Katherine Johnson

How this math whiz helped explorers reach new worlds

The stars were always within reach for Katherine Johnson. Using her mathematics skills, she helped NASA send astronauts to the moon and return them safely home. She also overcame racial and gender hurdles that helped make giant leaps for humankind. 

Johnson was born in White Sulphur Springs, West Virginia, on August 26, 1918. Math came easy to her, but she worked hard to master geometry and algebra. She started high school when she was just 10 years old (most kids are in fourth or fifth grade when they’re 10!) and college when she was 15. After she graduated with honors at 18, Johnson taught Black students math. She later enrolled in graduate school at West Virginia University to study math but left early to raise a family and return to teaching.

In 1952, when she was 34 years old, she learned about jobs for Black women with mathematics and computing skills at the Langley laboratory at the National Advisory Committee for Aeronautics, which would later become NASA. She and the other women worked as “human computers,” figuring out the difficult calculations needed for spaceflight. During her time there, she broke racial barriers, like using the bathroom that was supposed to be for white women only.

One of her biggest accomplishments at NASA was helping calculate the trajectory, or path, of the country’s first human spaceflight in 1961, making sure astronaut Alan B. Shepard, Jr., had a safe trip. A year later she helped figure out John Glenn’s orbit of the planet, another American first.
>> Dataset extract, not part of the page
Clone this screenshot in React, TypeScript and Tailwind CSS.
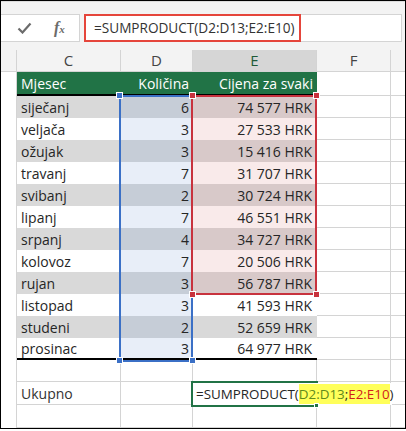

In 1969, she calculated the trajectories of Neil Armstrong’s historic mission to the moon on Apollo 11.

Yet unlike the white male astronauts she helped launch into space, no one knew of the groundbreaking work Johnson and dozens of other Black women did for NASA and space exploration. It wasn’t until the 2016 release of the movie Hidden Figures that these women received widespread recognition.

Johnson died on February 24, 2020, at the age of 101. In her honor, NASA had dedicated the Katherine G. Johnson Computational Research Facility at the Langley Research Center to commemorate the hard work she did to help take them to the stars.